In terms of software, I’d be willing to give them maybe ten years if the source was held by some trusted third party to be eventually released if the copyright was up, and five or so years otherwise.

The short lifetime of patents is part of what makes that happen. If patents last 90 years, we’d all still be taking prolosec for our stomach problems. Instead we take the newer, more expensive, nexium, which is simply prilosec with an extra hydroxyl group tacked on in order to allow re-patenting. There’s nothing special about the creative powers of authors vs. inventors that should allow them a special dispensation from having to produce new things in order to make a living. The world would, arguably, be a better place if Disney et. al. were forced to come up with a new form of Mickey Mouse every twenty years, or fall by the wayside and let those with fresh creative ideas take over the helm of the great ship of American culture.

of course they do. that’s what the whole eldred v. ashcroft case was about. http://eldred.cc/ Just do a google search for Lawrence Lessig (or just “lessig”) and you’ll learn more than you could possibly imagine on this subject. Also check out a flash presentation of one of Lessig’s speeches: http://www.eff.org/IP/freeculture/

Some books, like works of art, are not appreciated immediately. If my book about my 18 years on earth isn’t popular until I turn 50, I would want to see the money for it, instead of seeing someone else make money off my literary genius.

Are you saying you think that if a book is out of print for 5 years, it should go into the public domain? ::shudders visibly::

A fairly standard contract clause is for the rights to revert to the author if the publisher has not reprinted in two years. This means that the author can remarket the work with another publisher if they have requested the rights back at the end of the two years.

I havent read any of the references suggested, but I have recently heard that the government is actually considering lengthening copyright protection, (or maybe it was patents).

There are all sorts of things wrong with intellectual property rights, but I rest assured that by the time the implications of the internet really begin to sink in, these “rights” will begin to look quite different.
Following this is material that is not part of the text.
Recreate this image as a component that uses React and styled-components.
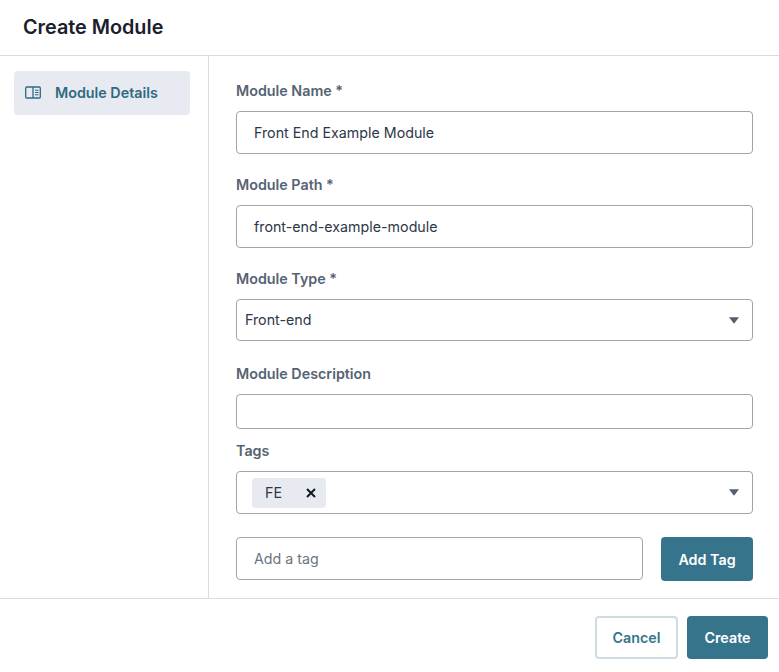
import React from "react";
import styled, { createGlobalStyle } from "styled-components";

const GlobalStyle = createGlobalStyle`
  html, body {
    margin: 0;
    padding: 0;
    background: #fff;
    font-family: Inter, "Liberation Sans", sans-serif;
  }
  * {
    box-sizing: border-box;
  }
`;

const Caret = () => (
  <CaretIcon width="10" height="7" viewBox="0 0 10 7">
    <path d="M0 0.2h10L5 6.8z" fill="#545f6d" />
  </CaretIcon>
);

const PanelIcon = () => (
  <svg width="16" height="13" viewBox="0 0 16 13" fill="none" stroke="#2f6a80" strokeWidth="1.3">
    <rect x="0.7" y="1" width="14.6" height="11" rx="1" />
    <path d="M8 1v11" />
    <path d="M10 4.2h3.5M10 6.5h3.5M10 8.8h3.5" strokeWidth="1.1" />
  </svg>
);

const App = () => {
  return (
    <Page>
      <GlobalStyle />
      <Header>
        <Title>Create Module</Title>
      </Header>
      <Body>
        <Sidebar>
          <NavItem>
            <PanelIcon />
            Module Details
          </NavItem>
        </Sidebar>
        <Form>
          <Field>
            <Label>Module Name *</Label>
            <Input defaultValue="Front End Example Module" />
          </Field>
          <Field>
            <Label>Module Path *</Label>
            <Input defaultValue="front-end-example-module" />
          </Field>
          <Field $gap={23}>
            <Label>Module Type *</Label>
            <SelectBox>
              <SelectText>Front-end</SelectText>
              <Caret />
            </SelectBox>
          </Field>
          <Field $gap={12}>
            <Label>Module Description</Label>
            <Input $short />
          </Field>
          <Field $gap={23}>
            <Label>Tags</Label>
            <TagBox>
              <Tag>
                FE
                <TagRemove viewBox="0 0 10 10" width="10" height="10">
                  <path d="M1 1l8 8M9 1l-8 8" stroke="#14181f" strokeWidth="2" />
                </TagRemove>
              </Tag>
              <Caret />
            </TagBox>
          </Field>
          <AddTagRow>
            <Input placeholder="Add a tag" />
            <PrimaryButton $wide>Add Tag</PrimaryButton>
          </AddTagRow>
        </Form>
      </Body>
      <Footer>
        <CancelButton>Cancel</CancelButton>
        <PrimaryButton>Create</PrimaryButton>
      </Footer>
    </Page>
  );
};
export default App;

const Page = styled.div`
  width: 779px;
  height: 672px;
  display: flex;
  flex-direction: column;
  overflow: hidden;
  background: #fff;
`;
const Header = styled.header`
  height: 56px;
  display: flex;
  align-items: center;
  padding: 0 23px 2px;
  border-bottom: 1px solid #d9dde1;
`;
const Title = styled.h1`
  margin: 0;
  font-size: 19.8px;
  font-weight: 600;
  color: #1a202c;
`;
const Body = styled.div`
  height: 543px;
  display: flex;
  border-bottom: 1px solid #d9dde1;
`;
const Sidebar = styled.aside`
  width: 209px;
  padding: 15px 18px 0 14px;
  border-right: 1px solid #d9dde1;
`;
const NavItem = styled.div`
  height: 44px;
  display: flex;
  align-items: center;
  gap: 14px;
  padding: 0 0 2px 11px;
  border-radius: 4px;
  background: #e7ebf1;
  color: #2f6a80;
  font-size: 14.3px;
  font-weight: 600;
`;
const Form = styled.div`
  flex: 1;
  padding: 25px 26px 0 27px;
`;
const Field = styled.div`
  margin-bottom: ${(p) => p.$gap ?? 21}px;
`;
const Label = styled.div`
  height: 20px;
  margin-bottom: 10px;
  font-size: 14.3px;
  line-height: 20px;
  font-weight: 600;
  color: #566373;
`;
const Input = styled.input`
  display: block;
  flex: 1;
  width: 100%;
  height: ${(p) => (p.$short ? "35px" : "43px")};
  padding: 0 17px;
  border: 1px solid #a0a5ab;
  border-radius: 4px;
  outline: none;
  background: #fff;
  font-family: inherit;
  font-size: 14.25px;
  color: #2d3748;
  &::placeholder {
    color: #6b7480;
    opacity: 1;
  }
`;
const SelectBox = styled.div`
  height: 42px;
  display: flex;
  align-items: center;
  justify-content: space-between;
  padding: 0 13px 0 8px;
  border: 1px solid #a0a5ab;
  border-radius: 4px;
  font-size: 14.25px;
  color: #2d3748;
`;
const SelectText = styled.span`
  margin-bottom: 2px;
`;
const CaretIcon = styled.svg`
  flex-shrink: 0;
`;
const TagBox = styled(SelectBox)`
  height: 43px;
  padding-left: 15px;
`;
const Tag = styled.div`
  width: 74px;
  height: 30px;
  display: flex;
  align-items: center;
  justify-content: space-between;
  padding: 0 10px 0 13px;
  border-radius: 4px;
  background: #e7ebf1;
  font-size: 14.25px;
  color: #2d3748;
`;
const TagRemove = styled.svg`
  display: block;
`;
const AddTagRow = styled.div`
  display: flex;
  gap: 18px;
`;
const PrimaryButton = styled.button`
  flex-shrink: 0;
  width: ${(p) => (p.$wide ? "92px" : "81px")};
  height: ${(p) => (p.$wide ? "44px" : "43px")};
  border: none;
  border-radius: 4px;
  background: #36748c;
  color: #fff;
  font-family: inherit;
  font-size: 14.3px;
  font-weight: 600;
`;
const Footer = styled.footer`
  flex: 1;
  display: flex;
  justify-content: flex-end;
  gap: 9px;
  padding: 17px 11px 0 0;
`;
const CancelButton = styled.button`
  width: 83px;
  height: 43px;
  border: 2px solid #cfdde3;
  border-radius: 4px;
  background: #fff;
  color: #36748c;
  font-family: inherit;
  font-size: 14.3px;
  font-weight: 600;
`;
Neil Young won’t release his “On the Beach” album (by far his best) on CD. It is out of print, has been for decades, and was only available on vinyl. Sorry Neil, but i’m going to download those mp3’s. If Neil ever releases “On the Beach” on CD, I’ll be the first in line to buy it, but to even suggest he has the droit moral to use copyright law to withhold a work of art from the public is nonsense and in the very least unconstitutional (“To promote the Progress of Science and useful Arts…”). Sure that kinda crap works in france, but not here.

Just to complete my thought… if after a certain time Neil still won’t release “On the Beach” it should revert to the public domain. Use it or lose it.

There are many works that are such an integral part of our culture that it is insane that they are still copyrighted.

The Zapruder Film, for instance. The Public should have full freedom to distribute and use copies of it. The Zapruder family has shut down many a website that had downloadable versions of this.

The Kennedy Assasination was, without a doubt, a very notable event in our nation’s history, and the Zapruder Film was the best known recording of this event. The interest of the Public to view this moment in history by far outweighs the Zapruder family’s right to hold the copyright, however well intentioned they may be in keeping it from being “misused” for any morbid purpose. This goes for the other two known films of the assasination that (IIRC) have been withheld from the general public.

And don’t even get my started on this “Happy Birthday” business. It is without a doubt something that belongs in the public domain. Those two old ladies who wrote the song (I believe they are dead by now) , and their descendents have milked enough royalty payments by now.